Amsterdam: we’re here, but should we have come?

Haarlem windmill

If you don’t know me in real life, then our sudden location shift to Amsterdam may have seemed like quite the narrative jolt. My last post earlier in the year was about our trip to Bergamo and now there are windmills and canals. There’s no such thing as continuity over here, but that’s what happens when I don’t post for months – life updates don’t make it into print.

Rather than head back to New Zealand when our three years in Italy came to an end, we decided to hang out in Europe for a little longer. Over the last year we considered Bristol, Berlin and Vienna as potential new homes, before overruling all of them in favour of Amsterdam. We’d been here before and had always like the idea of returning, so here we are.

amsterdam north

A quick heads up about the title: it’s a quote from Travel Man, I’m not already doubting our location decision. Also, not one single photo in this post is of Amsterdam. Just to be contrary, they’re all of surrounding areas and cities.

Since we moved from Italy in early May, I’ve barely touched pizza, prosecco or breakfast brioche, nor have I climbed any mountains. Our street no longer has three bars on its various corners, I don’t teach English (though I do still correct grammar), and I don’t get to stay at home as much. It’s safe to say that life has changed.

Leaving Italy was exhausting. Who knew moving country was so hard? We left straight from our flat, which created this weird scenario where we’d already moved out most of our possessions, but were still trying to both live there and do a deep clean. On the final morning, we left sheets and pillows in a friend’s car, to be dropped off to another friend who was storing our worldly possessions.

We flew, as we always do when we move half-way around the world, with as many possessions and clothing items as we could cram into the baggage allowance. We arrived at Eindhoven airport dragging winter coats, three suitcases and two carry bags which were manhandled onto buses and trains, and then finally down a small street in Utrecht to our Airbnb. We spent a lot of that first week sleeping.

Dutch fishing village

We set up a mini HQ at the dining table for the first month, from where we coordinated apartment viewings, Matt’s visa application and my job hunt. We also ordered dinners, online from our spot at the dining table – the Dutch being so into restaurant home delivery. It felt like such an indulgence, but we were no longer living with a pizzeria five doors down. And we were definitely still that tired.

Things went better than we could have hoped for, and we packed down our HQ and left Utrecht a month later having acquired all of those three things, plus bikes. I’m now back working fulltime in the real world, alongside adults. It’s such a change from my hodge podge of Rovereto activities, and I have no regrets.

Utrecht

We’ve now been in Amsterdam since June, living in our (temporary) flat since July. We had our first-ever Amsterdam summer, and the weather was better than I had fearfully been expecting. We picnicked in the Vondel Park one night, and managed at least a few dinners in our backyard. Though how northern we are now is inescapable, and I acquired three new jackets last weekend alone.

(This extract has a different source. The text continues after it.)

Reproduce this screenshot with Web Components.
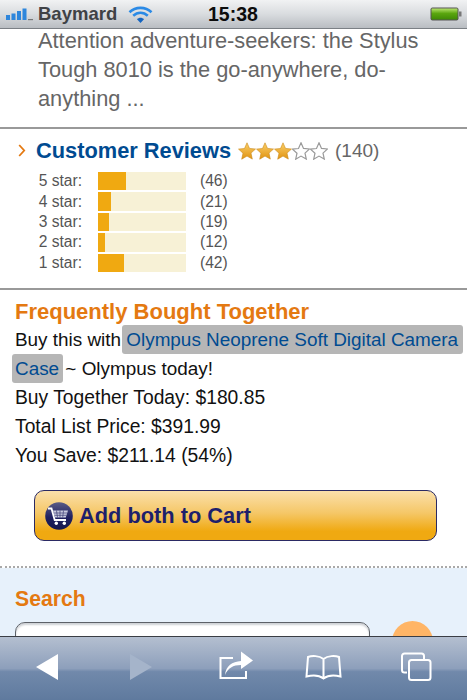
<!DOCTYPE html>
<html>
<head>
<meta charset="utf-8">
<title>Baymard</title>
<style>
html, body { margin: 0; height: 700px; overflow: hidden; background: #fff; }
body { font-family: "Liberation Sans", Arial, sans-serif; display: flex; flex-direction: column; }
.page { flex: 1; min-height: 0; overflow: hidden; display: block; }
</style>
</head>
<body>
<status-bar carrier="Baymard" time="15:38"></status-bar>
<div class="page">
  <product-blurb>Attention adventure-seekers: the Stylus Tough 8010 is the go-anywhere, do-anything ...</product-blurb>
  <review-summary count="(140)">
    <rating-row label="5 star:" pct="32" count="(46)"></rating-row>
    <rating-row label="4 star:" pct="15" count="(21)"></rating-row>
    <rating-row label="3 star:" pct="13.5" count="(19)"></rating-row>
    <rating-row label="2 star:" pct="8.5" count="(12)"></rating-row>
    <rating-row label="1 star:" pct="30" count="(42)"></rating-row>
  </review-summary>
  <bought-together></bought-together>
  <search-panel></search-panel>
</div>
<safari-toolbar></safari-toolbar>

<script>
class StatusBar extends HTMLElement {
  constructor() {
    super();
    this.attachShadow({ mode: 'open' }).innerHTML = `
<style>
:host { display: flex; flex: none; height: 29px; align-items: center; box-sizing: border-box; border-bottom: 1px solid #7b8085;
  background: linear-gradient(#f1f2f3, #d9dcdf 50%, #b9bdc2); position: relative; padding: 0 5px; }
.signal { margin-right: 4px; }
.carrier { font: bold 18.5px "Liberation Sans", sans-serif; color: #3f4246; width: 90px; }
.wifi { margin-right: 55px; }
.time { font: bold 19.5px "Liberation Sans", sans-serif; color: #0c0c0c; flex: 1; }
</style>
<svg class="signal" width="29" height="14" viewBox="0 0 29 14">
  <g fill="#2d86dc"><rect x="1" y="8" width="4" height="5"/><rect x="6.5" y="6.5" width="4" height="6.5"/><rect x="12" y="4" width="4" height="9"/><rect x="17.5" y="1.5" width="4" height="11.5"/></g>
  <rect x="23" y="12" width="5" height="1.2" fill="#777"/>
</svg>
<span class="carrier"></span>
<svg class="wifi" width="25" height="19" viewBox="0 0 25 19" fill="none">
  <path d="M1.5 7.2C7.5 1.4 17.5 1.4 23.5 7.2" stroke="#2a8ae6" stroke-width="2.6"/>
  <path d="M5.2 10.8C9.5 6.8 15.5 6.8 19.8 10.8" stroke="#2a8ae6" stroke-width="2.6"/>
  <path d="M9 14.2C11 12.2 14 12.2 16 14.2L12.5 18Z" fill="#1565c0"/>
</svg>
<span class="time"></span>
<svg width="32" height="14" viewBox="0 0 32 14">
  <rect x=".5" y=".5" width="28" height="13" rx="2" fill="#555"/>
  <rect x="1.5" y="1.5" width="26" height="11" fill="url(#bat)"/>
  <rect x="29" y="4.5" width="2.5" height="5" fill="#777"/>
  <defs><linearGradient id="bat" x1="0" y1="0" x2="0" y2="1"><stop offset="0" stop-color="#b6e36a"/><stop offset=".45" stop-color="#5aa60f"/><stop offset="1" stop-color="#3f8a06"/></linearGradient></defs>
</svg>`;
    this.shadowRoot.querySelector('.carrier').textContent = this.getAttribute('carrier');
    this.shadowRoot.querySelector('.time').textContent = this.getAttribute('time');
  }
}

class ProductBlurb extends HTMLElement {
  constructor() {
    super();
    this.attachShadow({ mode: 'open' }).innerHTML = `
<style>
:host { display: block; box-sizing: border-box; height: 103px; margin-top: -3px; padding: 0 30px 0 38px;
  font-size: 21.8px; line-height: 29px; color: #666; border-bottom: 2px solid #999; }
</style>
<slot></slot>`;
  }
}

const STAR = 'M9 .8l2.5 5.6 6 .6-4.5 4.1 1.3 6L9 14.1 3.7 17.2 5 11.2.5 7.1l6-.6z';

class ReviewSummary extends HTMLElement {
  constructor() {
    super();
    const on = `<svg width="18" height="18" viewBox="0 0 18 18"><path d="${STAR}" fill="url(#gold)" stroke="#c98a1a" stroke-width=".6"/></svg>`;
    const off = `<svg width="18" height="18" viewBox="0 0 18 18"><path d="${STAR}" fill="#fff" stroke="#9a9a9a" stroke-width="1.2"/></svg>`;
    this.attachShadow({ mode: 'open' }).innerHTML = `
<style>
:host { display: block; box-sizing: border-box; height: 161px; border-bottom: 2px solid #999; }
.head { display: flex; align-items: center; height: 43px; padding-left: 18px; }
.chev { margin-right: 10px; }
h2 { margin: 0; font: bold 21.8px "Liberation Sans", sans-serif; color: #004b91; }
.stars { display: flex; margin-left: 7px; width: 92px; }
.count { margin-left: 5px; font-size: 19px; color: #666; }
.rows { display: flex; flex-direction: column; }
</style>
<svg width="0" height="0" style="position:absolute"><defs><linearGradient id="gold" x1="0" y1="0" x2="0" y2="1"><stop offset="0" stop-color="#fbd06a"/><stop offset="1" stop-color="#e0920f"/></linearGradient></defs></svg>
<div class="head">
  <svg class="chev" width="8" height="13" viewBox="0 0 8 13" fill="none"><path d="M1.2 1l5 5.5-5 5.5" stroke="#e47911" stroke-width="1.8"/></svg>
  <h2>Customer Reviews</h2>
  <span class="stars">${on}${on}${on}${off}${off}</span>
  <span class="count"></span>
</div>
<div class="rows"><slot></slot></div>`;
    this.shadowRoot.querySelector('.count').textContent = this.getAttribute('count');
  }
}

class RatingRow extends HTMLElement {
  constructor() {
    super();
    this.attachShadow({ mode: 'open' }).innerHTML = `
<style>
:host { display: flex; align-items: center; height: 18.4px; font-size: 15.6px; color: #555; margin-bottom: 2px; }
.label { width: 82px; text-align: right; }
.bar { width: 88px; height: 18.4px; margin-left: 15.5px; background: #f7f1d6; }
.fill { height: 100%; background: #f0a911; }
.count { margin-left: 14.5px; }
</style>
<span class="label"></span>
<div class="bar"><div class="fill"></div></div>
<span class="count"></span>`;
    this.shadowRoot.querySelector('.label').textContent = this.getAttribute('label');
    this.shadowRoot.querySelector('.count').textContent = this.getAttribute('count');
    this.shadowRoot.querySelector('.fill').style.width = this.getAttribute('pct') + '%';
  }
}

class BoughtTogether extends HTMLElement {
  constructor() {
    super();
    this.attachShadow({ mode: 'open' }).innerHTML = `
<style>
:host { display: block; box-sizing: border-box; height: 278px; padding: 9px 0 0 15px; border-bottom: 2px dotted #a9a9a9; }
h3 { margin: 0; font: bold 22px/26px "Liberation Sans", sans-serif; color: #e47911; }
p { margin: 0; font-size: 19.3px; line-height: 29px; color: #111; }
p.buy { font-size: 18.9px; }
a { color: #004b91; text-decoration: none; background: #b6b6b6; border-radius: 3px; padding: 4px 5px 4px 4px; margin-left: -4px; }
a.rest { padding: 4px 4px 4px 3px; margin: 0 -3px 0 -3px; }
cart-button { margin-top: 20px; }
</style>
<h3>Frequently Bought Together</h3>
<p class="buy">Buy this with <a>Olympus Neoprene Soft Digital Camera</a> <a class="rest">Case</a> ~ Olympus today!</p>
<p>Buy Together Today: $180.85</p>
<p>Total List Price: $391.99</p>
<p>You Save: $211.14 (54%)</p>
<cart-button>Add both to Cart</cart-button>`;
  }
}

class CartButton extends HTMLElement {
  constructor() {
    super();
    this.attachShadow({ mode: 'open' }).innerHTML = `
<style>
:host { display: flex; align-items: center; gap: 6px; box-sizing: border-box; width: 403px; height: 51px; margin-left: 19px; padding: 0 10px;
  border: 1.5px solid #2b2a63; border-radius: 10px; background: linear-gradient(#fbe0ab, #f5c767 45%, #f0a911 82%, #f0a911);
  font: bold 21.8px "Liberation Sans", sans-serif; color: #1e1f6b; }
</style>
<svg width="28" height="28" viewBox="0 0 28 28">
  <defs><linearGradient id="orb" x1="0" y1="0" x2="0" y2="1"><stop offset="0" stop-color="#5a5c86"/><stop offset=".55" stop-color="#1f2060"/><stop offset="1" stop-color="#16174c"/></linearGradient></defs>
  <circle cx="14" cy="14" r="13.8" fill="url(#orb)"/>
  <path d="M3 6.5h3.5l3.2 11.5h11.3" fill="none" stroke="#fff" stroke-width="1.8"/>
  <path d="M8 8.5h15l-2.2 7H10z" fill="#c9cbe0"/>
  <path d="M11.5 8.5l1 7M15 8.5v7M18.5 8.5l-.8 7M9 11h13M9.8 13.3h11.8" stroke="#3c3d74" stroke-width=".7"/>
  <circle cx="11.3" cy="21.3" r="1.7" fill="#fff"/><circle cx="19.3" cy="21.3" r="1.7" fill="#fff"/>
</svg>
<slot></slot>`;
  }
}

class SearchPanel extends HTMLElement {
  constructor() {
    super();
    this.attachShadow({ mode: 'open' }).innerHTML = `
<style>
:host { display: block; box-sizing: border-box; height: 100px; padding: 18px 0 0 15px; background: #e7f1fb; }
h3 { margin: 0; font: bold 21.2px/26px "Liberation Sans", sans-serif; color: #e47911; }
.row { display: flex; gap: 22px; margin-top: 10px; }
.field { width: 355px; height: 40px; box-sizing: border-box; border: 1.5px solid #5d6168; border-radius: 10px; background: #fff;
  box-shadow: inset 0 2px 2px #cfd2d6; }
.go { width: 41px; height: 41px; border-radius: 50%; background: #ffb566; margin-top: -1px; }
</style>
<h3>Search</h3>
<div class="row"><div class="field"></div><div class="go"></div></div>`;
  }
}

class SafariToolbar extends HTMLElement {
  constructor() {
    super();
    this.attachShadow({ mode: 'open' }).innerHTML = `
<style>
:host { display: flex; flex: none; height: 64px; box-sizing: border-box; align-items: center;
  padding: 0 0 3px 35px; border-top: 1.5px solid #3a3d44; background: linear-gradient(#b4bfd0, #8d9fbb 50%, #7189ab 55%, #5f7a9e); }
</style>
<svg width="24" height="28" viewBox="0 0 24 28"><path d="M23 1v26L1 14z" fill="#fff"/></svg>
<svg width="24" height="28" viewBox="0 0 24 28" style="margin-left:70px"><path d="M1 1v26l22-13z" fill="#a5b4ca"/></svg>
<svg width="36" height="30" viewBox="0 0 36 30" fill="none" style="margin-left:66px;margin-bottom:2px">
  <path d="M14 7H1.5V27H27V20" stroke="#fff" stroke-width="2"/>
  <path d="M6 24C7 15 13 10.5 22 10V.5L34 9.5 22 18V14C14 14 9 17 6 24Z" fill="#fff"/>
</svg>
<svg width="37" height="26" viewBox="0 0 37 26" fill="none" stroke="#fff" stroke-width="2" style="margin-left:50px">
  <path d="M18.5 5C14 1.5 7 1.5 3 3L1.5 22.5C7 21 14 21 18.5 24.5 23 21 30 21 35.5 22.5L34 3C30 1.5 23 1.5 18.5 5ZM18.5 5V24"/>
</svg>
<svg width="32" height="30" viewBox="0 0 32 30" fill="none" stroke="#fff" stroke-width="2" style="margin-left:58px">
  <path d="M24 7V4a2.5 2.5 0 0 0-2.5-2.5h-17A2.5 2.5 0 0 0 2 4v14a2.5 2.5 0 0 0 2.5 2.5H7"/>
  <rect x="9" y="8" width="21.5" height="20" rx="2.5"/>
</svg>`;
  }
}

customElements.define('status-bar', StatusBar);
customElements.define('product-blurb', ProductBlurb);
customElements.define('review-summary', ReviewSummary);
customElements.define('rating-row', RatingRow);
customElements.define('bought-together', BoughtTogether);
customElements.define('cart-button', CartButton);
customElements.define('search-panel', SearchPanel);
customElements.define('safari-toolbar', SafariToolbar);
</script>
</body>
</html>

One of those new jackets was a bright yellow rain jacket, bought specifically to allow me to keep cycling as the weather packs in (we have almost-matching jackets (Matt’s is forest green), a birthday present from my parents). I’m hopeful. My second-hand bike, which cost a cool 100 euro, gets me everywhere. My work commute won’t last all through winter, but for now I appreciate not having to start my day by squishing onto a bus.

And so that is a summary of how we got here, if not a complete summary of where we are now. But there will be plenty of dark winter’s nights for time for all that.